AIM
Repeat everything in the material exactly.
══════════
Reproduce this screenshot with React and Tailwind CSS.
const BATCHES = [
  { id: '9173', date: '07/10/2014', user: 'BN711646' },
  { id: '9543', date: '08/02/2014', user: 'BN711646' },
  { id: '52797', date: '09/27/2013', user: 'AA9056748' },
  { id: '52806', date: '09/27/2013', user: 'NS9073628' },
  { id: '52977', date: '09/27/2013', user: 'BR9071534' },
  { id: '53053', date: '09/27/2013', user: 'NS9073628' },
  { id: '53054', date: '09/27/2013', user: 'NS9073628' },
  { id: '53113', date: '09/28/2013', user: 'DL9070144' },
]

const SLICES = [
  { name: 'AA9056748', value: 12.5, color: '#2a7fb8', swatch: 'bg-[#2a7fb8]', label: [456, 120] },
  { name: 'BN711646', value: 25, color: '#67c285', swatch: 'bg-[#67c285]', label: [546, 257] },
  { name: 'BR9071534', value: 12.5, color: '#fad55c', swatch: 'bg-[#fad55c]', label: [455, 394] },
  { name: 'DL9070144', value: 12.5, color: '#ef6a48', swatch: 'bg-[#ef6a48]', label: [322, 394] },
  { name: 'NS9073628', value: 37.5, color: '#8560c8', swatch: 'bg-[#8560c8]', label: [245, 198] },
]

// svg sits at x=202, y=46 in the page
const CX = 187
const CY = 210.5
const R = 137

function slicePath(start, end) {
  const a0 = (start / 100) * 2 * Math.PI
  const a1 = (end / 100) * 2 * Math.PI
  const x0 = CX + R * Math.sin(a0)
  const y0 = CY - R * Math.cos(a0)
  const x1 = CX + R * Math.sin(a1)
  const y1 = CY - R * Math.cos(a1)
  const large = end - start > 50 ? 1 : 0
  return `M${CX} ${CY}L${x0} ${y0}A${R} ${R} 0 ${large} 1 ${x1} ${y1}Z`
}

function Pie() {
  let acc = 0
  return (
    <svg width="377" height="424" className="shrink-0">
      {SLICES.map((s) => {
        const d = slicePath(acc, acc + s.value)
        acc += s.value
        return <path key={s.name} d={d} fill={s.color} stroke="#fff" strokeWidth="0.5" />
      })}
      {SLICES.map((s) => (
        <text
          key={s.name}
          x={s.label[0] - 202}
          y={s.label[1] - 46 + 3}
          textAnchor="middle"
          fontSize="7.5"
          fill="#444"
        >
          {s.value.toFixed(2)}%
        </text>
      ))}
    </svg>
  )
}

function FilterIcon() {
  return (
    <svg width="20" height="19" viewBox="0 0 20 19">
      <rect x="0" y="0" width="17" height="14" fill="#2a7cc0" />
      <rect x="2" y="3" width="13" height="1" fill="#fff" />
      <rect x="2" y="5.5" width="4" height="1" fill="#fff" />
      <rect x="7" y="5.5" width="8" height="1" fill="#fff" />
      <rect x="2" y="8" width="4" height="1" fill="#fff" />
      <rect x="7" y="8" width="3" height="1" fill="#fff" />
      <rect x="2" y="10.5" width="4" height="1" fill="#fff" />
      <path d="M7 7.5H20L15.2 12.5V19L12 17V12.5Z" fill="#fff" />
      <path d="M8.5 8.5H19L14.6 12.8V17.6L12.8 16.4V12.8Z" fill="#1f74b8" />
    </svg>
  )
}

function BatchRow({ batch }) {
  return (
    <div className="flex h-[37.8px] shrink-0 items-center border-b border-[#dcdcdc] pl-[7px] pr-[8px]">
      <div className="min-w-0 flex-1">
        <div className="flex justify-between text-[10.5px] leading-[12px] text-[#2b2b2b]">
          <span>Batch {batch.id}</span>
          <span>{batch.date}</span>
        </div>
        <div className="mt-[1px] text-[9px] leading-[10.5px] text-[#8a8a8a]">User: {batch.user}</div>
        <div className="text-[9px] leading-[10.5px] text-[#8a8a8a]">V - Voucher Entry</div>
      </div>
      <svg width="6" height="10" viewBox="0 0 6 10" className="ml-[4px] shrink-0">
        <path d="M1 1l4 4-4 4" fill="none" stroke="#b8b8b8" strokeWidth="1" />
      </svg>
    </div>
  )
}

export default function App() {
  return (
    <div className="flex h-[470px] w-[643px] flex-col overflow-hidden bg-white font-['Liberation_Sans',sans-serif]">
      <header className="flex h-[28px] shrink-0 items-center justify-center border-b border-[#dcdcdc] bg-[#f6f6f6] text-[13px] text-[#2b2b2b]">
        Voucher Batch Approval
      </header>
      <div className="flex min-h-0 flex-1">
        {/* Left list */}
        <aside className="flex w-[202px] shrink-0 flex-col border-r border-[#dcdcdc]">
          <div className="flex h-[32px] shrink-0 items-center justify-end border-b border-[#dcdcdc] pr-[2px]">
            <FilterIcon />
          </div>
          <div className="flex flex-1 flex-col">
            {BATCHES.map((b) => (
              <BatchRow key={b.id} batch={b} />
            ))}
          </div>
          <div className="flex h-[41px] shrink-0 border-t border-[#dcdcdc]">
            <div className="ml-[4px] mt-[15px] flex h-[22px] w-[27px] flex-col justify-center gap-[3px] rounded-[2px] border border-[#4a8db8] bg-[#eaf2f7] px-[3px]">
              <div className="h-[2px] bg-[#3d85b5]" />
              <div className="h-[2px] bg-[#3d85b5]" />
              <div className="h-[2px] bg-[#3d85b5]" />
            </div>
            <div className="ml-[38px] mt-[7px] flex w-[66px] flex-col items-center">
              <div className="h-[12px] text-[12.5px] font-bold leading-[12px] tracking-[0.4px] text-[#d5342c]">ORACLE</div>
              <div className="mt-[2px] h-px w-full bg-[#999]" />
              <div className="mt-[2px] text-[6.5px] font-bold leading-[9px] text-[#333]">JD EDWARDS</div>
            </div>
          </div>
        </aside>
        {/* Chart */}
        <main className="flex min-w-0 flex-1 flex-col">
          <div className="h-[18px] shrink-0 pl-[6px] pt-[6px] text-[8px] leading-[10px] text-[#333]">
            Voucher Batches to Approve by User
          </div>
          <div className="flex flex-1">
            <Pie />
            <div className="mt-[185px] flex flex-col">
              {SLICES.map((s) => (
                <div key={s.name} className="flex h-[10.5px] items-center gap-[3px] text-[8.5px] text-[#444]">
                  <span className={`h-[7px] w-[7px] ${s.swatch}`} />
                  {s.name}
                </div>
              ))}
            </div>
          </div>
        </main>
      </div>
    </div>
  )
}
══════════
TASK RESULT
Reproduce this screenshot with React and Tailwind CSS.
const BATCHES = [
  { id: '9173', date: '07/10/2014', user: 'BN711646' },
  { id: '9543', date: '08/02/2014', user: 'BN711646' },
  { id: '52797', date: '09/27/2013', user: 'AA9056748' },
  { id: '52806', date: '09/27/2013', user: 'NS9073628' },
  { id: '52977', date: '09/27/2013', user: 'BR9071534' },
  { id: '53053', date: '09/27/2013', user: 'NS9073628' },
  { id: '53054', date: '09/27/2013', user: 'NS9073628' },
  { id: '53113', date: '09/28/2013', user: 'DL9070144' },
]

const SLICES = [
  { name: 'AA9056748', value: 12.5, color: '#2a7fb8', swatch: 'bg-[#2a7fb8]', label: [456, 120] },
  { name: 'BN711646', value: 25, color: '#67c285', swatch: 'bg-[#67c285]', label: [546, 257] },
  { name: 'BR9071534', value: 12.5, color: '#fad55c', swatch: 'bg-[#fad55c]', label: [455, 394] },
  { name: 'DL9070144', value: 12.5, color: '#ef6a48', swatch: 'bg-[#ef6a48]', label: [322, 394] },
  { name: 'NS9073628', value: 37.5, color: '#8560c8', swatch: 'bg-[#8560c8]', label: [245, 198] },
]

// svg sits at x=202, y=46 in the page
const CX = 187
const CY = 210.5
const R = 137

function slicePath(start, end) {
  const a0 = (start / 100) * 2 * Math.PI
  const a1 = (end / 100) * 2 * Math.PI
  const x0 = CX + R * Math.sin(a0)
  const y0 = CY - R * Math.cos(a0)
  const x1 = CX + R * Math.sin(a1)
  const y1 = CY - R * Math.cos(a1)
  const large = end - start > 50 ? 1 : 0
  return `M${CX} ${CY}L${x0} ${y0}A${R} ${R} 0 ${large} 1 ${x1} ${y1}Z`
}

function Pie() {
  let acc = 0
  return (
    <svg width="377" height="424" className="shrink-0">
      {SLICES.map((s) => {
        const d = slicePath(acc, acc + s.value)
        acc += s.value
        return <path key={s.name} d={d} fill={s.color} stroke="#fff" strokeWidth="0.5" />
      })}
      {SLICES.map((s) => (
        <text
          key={s.name}
          x={s.label[0] - 202}
          y={s.label[1] - 46 + 3}
          textAnchor="middle"
          fontSize="7.5"
          fill="#444"
        >
          {s.value.toFixed(2)}%
        </text>
      ))}
    </svg>
  )
}

function FilterIcon() {
  return (
    <svg width="20" height="19" viewBox="0 0 20 19">
      <rect x="0" y="0" width="17" height="14" fill="#2a7cc0" />
      <rect x="2" y="3" width="13" height="1" fill="#fff" />
      <rect x="2" y="5.5" width="4" height="1" fill="#fff" />
      <rect x="7" y="5.5" width="8" height="1" fill="#fff" />
      <rect x="2" y="8" width="4" height="1" fill="#fff" />
      <rect x="7" y="8" width="3" height="1" fill="#fff" />
      <rect x="2" y="10.5" width="4" height="1" fill="#fff" />
      <path d="M7 7.5H20L15.2 12.5V19L12 17V12.5Z" fill="#fff" />
      <path d="M8.5 8.5H19L14.6 12.8V17.6L12.8 16.4V12.8Z" fill="#1f74b8" />
    </svg>
  )
}

function BatchRow({ batch }) {
  return (
    <div className="flex h-[37.8px] shrink-0 items-center border-b border-[#dcdcdc] pl-[7px] pr-[8px]">
      <div className="min-w-0 flex-1">
        <div className="flex justify-between text-[10.5px] leading-[12px] text-[#2b2b2b]">
          <span>Batch {batch.id}</span>
          <span>{batch.date}</span>
        </div>
        <div className="mt-[1px] text-[9px] leading-[10.5px] text-[#8a8a8a]">User: {batch.user}</div>
        <div className="text-[9px] leading-[10.5px] text-[#8a8a8a]">V - Voucher Entry</div>
      </div>
      <svg width="6" height="10" viewBox="0 0 6 10" className="ml-[4px] shrink-0">
        <path d="M1 1l4 4-4 4" fill="none" stroke="#b8b8b8" strokeWidth="1" />
      </svg>
    </div>
  )
}

export default function App() {
  return (
    <div className="flex h-[470px] w-[643px] flex-col overflow-hidden bg-white font-['Liberation_Sans',sans-serif]">
      <header className="flex h-[28px] shrink-0 items-center justify-center border-b border-[#dcdcdc] bg-[#f6f6f6] text-[13px] text-[#2b2b2b]">
        Voucher Batch Approval
      </header>
      <div className="flex min-h-0 flex-1">
        {/* Left list */}
        <aside className="flex w-[202px] shrink-0 flex-col border-r border-[#dcdcdc]">
          <div className="flex h-[32px] shrink-0 items-center justify-end border-b border-[#dcdcdc] pr-[2px]">
            <FilterIcon />
          </div>
          <div className="flex flex-1 flex-col">
            {BATCHES.map((b) => (
              <BatchRow key={b.id} batch={b} />
            ))}
          </div>
          <div className="flex h-[41px] shrink-0 border-t border-[#dcdcdc]">
            <div className="ml-[4px] mt-[15px] flex h-[22px] w-[27px] flex-col justify-center gap-[3px] rounded-[2px] border border-[#4a8db8] bg-[#eaf2f7] px-[3px]">
              <div className="h-[2px] bg-[#3d85b5]" />
              <div className="h-[2px] bg-[#3d85b5]" />
              <div className="h-[2px] bg-[#3d85b5]" />
            </div>
            <div className="ml-[38px] mt-[7px] flex w-[66px] flex-col items-center">
              <div className="h-[12px] text-[12.5px] font-bold leading-[12px] tracking-[0.4px] text-[#d5342c]">ORACLE</div>
              <div className="mt-[2px] h-px w-full bg-[#999]" />
              <div className="mt-[2px] text-[6.5px] font-bold leading-[9px] text-[#333]">JD EDWARDS</div>
            </div>
          </div>
        </aside>
        {/* Chart */}
        <main className="flex min-w-0 flex-1 flex-col">
          <div className="h-[18px] shrink-0 pl-[6px] pt-[6px] text-[8px] leading-[10px] text-[#333]">
            Voucher Batches to Approve by User
          </div>
          <div className="flex flex-1">
            <Pie />
            <div className="mt-[185px] flex flex-col">
              {SLICES.map((s) => (
                <div key={s.name} className="flex h-[10.5px] items-center gap-[3px] text-[8.5px] text-[#444]">
                  <span className={`h-[7px] w-[7px] ${s.swatch}`} />
                  {s.name}
                </div>
              ))}
            </div>
          </div>
        </main>
      </div>
    </div>
  )
}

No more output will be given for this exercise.